Interface markup and scripts:

--------------------------------

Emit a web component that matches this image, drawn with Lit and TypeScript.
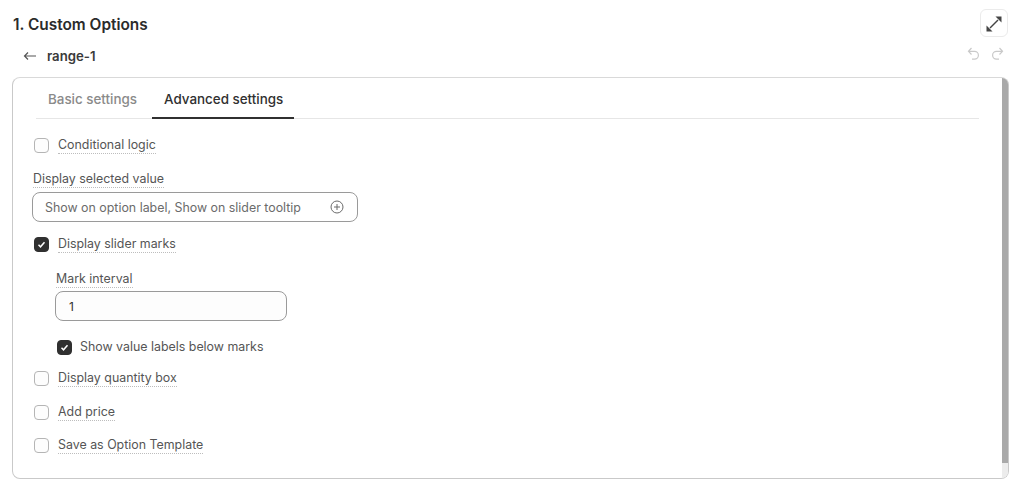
import { LitElement, html, css, svg } from 'lit';
import { customElement, property } from 'lit/decorators.js';

@customElement('check-row')
export class CheckRow extends LitElement {
  @property() label = '';
  @property({ type: Boolean }) checked = false;
  @property({ type: Boolean }) plain = false;

  static styles = css`
    :host { display: flex; align-items: center; gap: 9px; height: 20px; }
    .box {
      width: 15px; height: 15px; box-sizing: border-box;
      border: 1px solid #b5b5b5; border-radius: 4px; background: #fdfdfd;
      display: flex; align-items: center; justify-content: center;
    }
    .box.on { background: #303030; border-color: #303030; }
    .text { font-size: 12.4px; line-height: 16px; color: #555; border-bottom: 1px dotted #bdbdbd; }
    .text.plain { border-bottom: 0; margin-left: -1px; }
  `;

  render() {
    return html`
      <span class="box ${this.checked ? 'on' : ''}">
        ${this.checked
          ? html`<svg width="9" height="9" viewBox="0 0 9 9"><path d="M1.5 4.8 3.5 6.8 7.5 2.2" fill="none" stroke="#fff" stroke-width="1.5"/></svg>`
          : ''}
      </span>
      <span class="text ${this.plain ? 'plain' : ''}">${this.label}</span>
    `;
  }
}

const undoIcon = svg`<path d="M4.500 1 1.500 4.300 4.500 7.500M2 4.300h5.500a3.900 3.900 0 0 1 0 7.800H5" fill="none" stroke="#c9c9c9" stroke-width="1.200"/>`;
const redoIcon = svg`<path d="M8.500 1l3 3.300-3 3.200M11 4.300H5.500a3.900 3.900 0 0 0 0 7.800H8" fill="none" stroke="#c9c9c9" stroke-width="1.200"/>`;

@customElement('app-root')
export class AppRoot extends LitElement {
  static styles = css`
    :host {
      display: block; width: 1024px; height: 500px; overflow: hidden; box-sizing: border-box;
      background: #fff; font-family: Inter, "Liberation Sans", sans-serif; color: #303030;
      padding: 9px 15px 0 12px;
    }
    .head { display: flex; justify-content: space-between; height: 30px; }
    .title { font-size: 15.4px; font-weight: 600; line-height: 17px; margin: 7px 0 0 1px; color: #2b2b2b; }
    .expand {
      width: 28px; height: 28px; box-sizing: border-box; border: 1px solid #ebebeb; border-radius: 6px;
      display: flex; align-items: center; justify-content: center; margin-right: 1px;
    }
    .expand svg { margin-top: 2px; }
    .sub { display: flex; align-items: center; justify-content: space-between; height: 20px; margin-top: 7px; }
    .back { display: flex; align-items: center; gap: 10px; padding-left: 11px; font-size: 13.2px; font-weight: 600; color: #3a3a3a; }
    .history { display: flex; gap: 11px; padding-right: 5px; margin-top: -5px; }
    .card {
      margin-top: 11px; height: 402px; box-sizing: border-box; position: relative;
      border: 1px solid #c9c9c9; border-top-color: #d9d9d9; border-radius: 8px; padding: 0 29px 0 23px;
    }
    .tabs { display: flex; height: 41px; border-bottom: 1px solid #e6e6e6; box-sizing: border-box; }
    .tab { font-size: 13.4px; font-weight: 500; padding: 0 12px; line-height: 43px; color: #8a8a8a; margin-right: 3px; }
    .tab.active { color: #303030; border-bottom: 2px solid #303030; height: 41px; box-sizing: border-box; padding-right: 11px; }
    .form { display: flex; flex-direction: column; align-items: flex-start; padding-top: 16px; margin-left: -2px; }
    .field-label { font-size: 12.4px; line-height: 16px; color: #555; border-bottom: 1px dotted #bdbdbd; margin-left: -1px; }
    .select {
      width: 326px; height: 30px; box-sizing: border-box; border: 1px solid #9a9a9a; border-radius: 8px;
      display: flex; align-items: center; justify-content: space-between; padding: 0 13px 0 12px;
      font-size: 12.4px; color: #6b6b6b; margin: 4px 0 0 -2px;
    }
    .input {
      width: 232px; height: 30px; box-sizing: border-box; border: 1px solid #9a9a9a; border-radius: 8px;
      display: flex; align-items: center; padding: 0 13px; font-size: 12px; color: #303030; background: #fdfdfd; margin: 3px 0 0 -2px;
    }
    .nested { display: flex; flex-direction: column; align-items: flex-start; margin-left: 23px; }
    .gap-display { margin-top: 16px; }
    .gap-slider { margin-top: 12px; }
    .gap-mark { margin-top: 17px; }
    .gap-labels { margin-top: 16px; }
    .gap-qty { margin-top: 11px; }
    .gap-row { margin-top: 14px; }
    .gap-last { margin-top: 13px; }
    .scrollbar { position: absolute; top: 0; right: 0; bottom: 0; width: 6px; background: #ececec; border-radius: 0 8px 8px 0; overflow: hidden; }
    .thumb { height: 385px; background: #a9a9a9; }
  `;

  render() {
    return html`
      <div class="head">
        <div class="title">1. Custom Options</div>
        <div class="expand">
          <svg width="18" height="18" viewBox="0 0 18 18" fill="#444">
            <path d="M5 13 13 5" stroke="#444" stroke-width="1.400"/>
            <path d="M10.500 1.500h6v6z"/>
            <path d="M1.500 10.500v6h6z"/>
          </svg>
        </div>
      </div>
      <div class="sub">
        <div class="back">
          <svg width="14" height="12" viewBox="0 0 14 12"><path d="M5 2.500 1.500 6 5 9.500M1.500 6h11.500" fill="none" stroke="#555" stroke-width="1.200"/></svg>
          <span>range-1</span>
        </div>
        <div class="history">
          <svg width="13" height="14" viewBox="0 0 13 14">${undoIcon}</svg>
          <svg width="13" height="14" viewBox="0 0 13 14">${redoIcon}</svg>
        </div>
      </div>
      <div class="card">
        <div class="tabs">
          <div class="tab">Basic settings</div>
          <div class="tab active">Advanced settings</div>
        </div>
        <div class="form">
          <check-row label="Conditional logic"></check-row>
          <div class="field-label gap-display">Display selected value</div>
          <div class="select">
            <span>Show on option label, Show on slider tooltip</span>
            <svg width="14" height="14" viewBox="0 0 14 14" fill="none" stroke="#6b6b6b" stroke-width="1"><circle cx="7" cy="7" r="6"/><path d="M7 4v6M4 7h6"/></svg>
          </div>
          <check-row class="gap-slider" label="Display slider marks" checked></check-row>
          <div class="nested gap-mark">
            <div class="field-label">Mark interval</div>
            <div class="input">1</div>
            <check-row class="gap-labels" label="Show value labels below marks" checked plain></check-row>
          </div>
          <check-row class="gap-qty" label="Display quantity box"></check-row>
          <check-row class="gap-row" label="Add price"></check-row>
          <check-row class="gap-last" label="Save as Option Template"></check-row>
        </div>
        <div class="scrollbar"><div class="thumb"></div></div>
      </div>
    `;
  }
}
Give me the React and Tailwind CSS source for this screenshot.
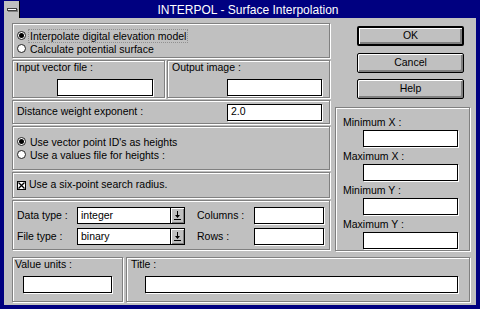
import React from 'react'

const font = { fontFamily: '"Liberation Sans", Arial, sans-serif' }

function Group({ className = '', children }) {
  return (
    <div className={`border border-[#808080] shadow-[inset_1px_1px_0_#fff,1px_1px_0_#fff] ${className}`}>
      {children}
    </div>
  )
}

function Field({ className = '', children }) {
  return (
    <div className={`h-[17px] bg-white border border-black shadow-[1px_1px_0_#fff] flex items-center pl-[3px] ${className}`}>
      {children}
    </div>
  )
}

function Radio({ checked, children, focus }) {
  return (
    <div className="flex items-center h-[13px]">
      <span className="w-[9px] h-[9px] rounded-full border border-[#202020] bg-white flex items-center justify-center">
        {checked && <span className="w-[5px] h-[5px] rounded-full bg-black" />}
      </span>
      <span className={`ml-[2px] px-[1px] leading-[12px] ${focus ? 'border border-dotted border-[#909090]' : 'border border-transparent'}`}>
        {children}
      </span>
    </div>
  )
}

function Btn({ children, isDefault }) {
  return (
    <div
      className={`w-[107px] h-[20px] rounded-[2px] border-black bg-[#c0c0c0] flex items-center justify-center shadow-[inset_1px_1px_0_#fff,inset_-1px_-1px_0_#808080,inset_-2px_-2px_0_#808080] ${isDefault ? 'border-2' : 'border'}`}
    >
      {children}
    </div>
  )
}

function Combo({ value }) {
  return (
    <div className="w-[108px] h-[17px] flex border border-black bg-white">
      <div className="flex-1 flex items-center pl-[3px]">{value}</div>
      <div className="w-[14px] border-l border-black bg-[#c0c0c0] shadow-[inset_1px_1px_0_#fff,inset_-1px_-1px_0_#808080] flex items-center justify-center">
        <svg width="7" height="9" viewBox="0 0 7 9">
          <path d="M3 0h1v4h2L3.5 7 1 4h2z" fill="#000" />
          <rect x="0" y="8" width="7" height="1" fill="#000" />
        </svg>
      </div>
    </div>
  )
}

export default function App() {
  return (
    <div className="w-[480px] h-[309px] bg-[#000080] flex flex-col px-[4px] pt-[1px] text-[10.5px] text-black" style={font}>
      {/* title bar */}
      <div className="h-[17px] flex">
        <div className="w-[16px] h-[17px] bg-[#c0c0c0] flex items-center justify-center border-r border-black">
          <span className="w-[10px] h-[3px] bg-white border border-[#404040] shadow-[1px_1px_0_#808080]" />
        </div>
        <div className="flex-1 flex items-center justify-center text-white text-[12px]">
          INTERPOL - Surface Interpolation
        </div>
      </div>

      {/* body */}
      <div className="h-[287px] bg-[#c0c0c0] flex flex-col pt-[5px] pl-[8px] pr-[6px]">
        <div className="flex gap-[5px]">
          {/* left column */}
          <div className="w-[318px] flex flex-col">
            <Group className="h-[35px] pl-[4px] pt-[5px]">
              <Radio checked focus>Interpolate digital elevation model</Radio>
              <Radio>Calculate potential surface</Radio>
            </Group>

            <div className="flex gap-[2px] mt-[2px]">
              <Group className="w-[153px] h-[38px] pl-[3px]">
                <div className="leading-[13px]">Input vector file :</div>
                <Field className="w-[96px] mt-[5px] ml-[41px]" />
              </Group>
              <Group className="w-[163px] h-[38px] pl-[4px]">
                <div className="leading-[13px]">Output image :</div>
                <Field className="w-[95px] mt-[5px] ml-[55px]" />
              </Group>
            </div>

            <Group className="h-[24px] mt-[2px] pl-[4px] pr-[7px] flex items-center justify-between">
              <span>Distance weight exponent :</span>
              <Field className="w-[95px]">2.0</Field>
            </Group>

            <Group className="h-[44px] mt-[2px] pl-[4px] pt-[8px]">
              <Radio checked>Use vector point ID's as heights</Radio>
              <Radio>Use a values file for heights :</Radio>
            </Group>

            <Group className="h-[26px] mt-[2px] pl-[4px] flex items-center">
              <span className="w-[9px] h-[9px] border border-black bg-white flex items-center justify-center">
                <svg width="7" height="7" viewBox="0 0 7 7">
                  <path d="M0.5 0.5L6.5 6.5M6.5 0.5L0.5 6.5" stroke="#000" strokeWidth="1.3" />
                </svg>
              </span>
              <span className="ml-[3px]">Use a six-point search radius.</span>
            </Group>

            <Group className="h-[50px] mt-[2px] pl-[4px] pt-[6px] flex flex-col gap-[4px]">
              <div className="flex items-center">
                <span className="w-[60px]">Data type :</span>
                <Combo value="integer" />
                <span className="w-[57px] ml-[12px]">Columns :</span>
                <Field className="w-[70px]" />
              </div>
              <div className="flex items-center">
                <span className="w-[60px]">File type :</span>
                <Combo value="binary" />
                <span className="w-[57px] ml-[12px]">Rows :</span>
                <Field className="w-[70px]" />
              </div>
            </Group>
          </div>

          {/* right column */}
          <div className="w-[135px] flex flex-col">
            <div className="ml-[22px] mt-[3px] flex flex-col">
              <Btn isDefault>OK</Btn>
              <div className="mt-[7px]"><Btn>Cancel</Btn></div>
              <div className="mt-[6px]"><Btn>Help</Btn></div>
            </div>
            <Group className="h-[144px] mt-[8px] pl-[7px] pt-[7px] flex flex-col gap-[2px]">
              {['Minimum X :', 'Maximum X :', 'Minimum Y :', 'Maximum Y :'].map((l) => (
                <div key={l}>
                  <div className="leading-[14px]">{l}</div>
                  <Field className="w-[95px] ml-[20px] mt-[1px]" />
                </div>
              ))}
            </Group>
          </div>
        </div>

        {/* bottom row */}
        <div className="flex gap-[3px] mt-[6px]">
          <Group className="w-[111px] h-[45px] pl-[2px]">
            <div className="leading-[13px]">Value units :</div>
            <Field className="w-[89px] mt-[5px] ml-[8px]" />
          </Group>
          <Group className="w-[344px] h-[45px] pl-[4px]">
            <div className="leading-[13px]">Title :</div>
            <Field className="w-[313px] mt-[5px] ml-[14px]" />
          </Group>
        </div>
      </div>
    </div>
  )
}
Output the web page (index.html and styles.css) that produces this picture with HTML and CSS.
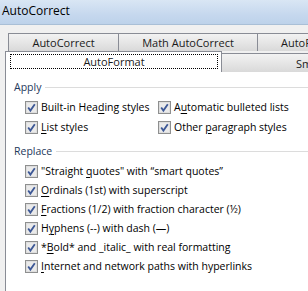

--------------------------------

#### PROBLEM DETAILS:
Retype the records above word for word, from their first line through the line containing "plain = false;", and leave out every picture.

#### IN RESPONSE:
Emit a web component that matches this image, drawn with Lit and TypeScript.
import { LitElement, html, css, svg } from 'lit';
import { customElement, property } from 'lit/decorators.js';

@customElement('check-row')
export class CheckRow extends LitElement {
  @property() label = '';
  @property({ type: Boolean }) checked = false;
  @property({ type: Boolean }) plain = false;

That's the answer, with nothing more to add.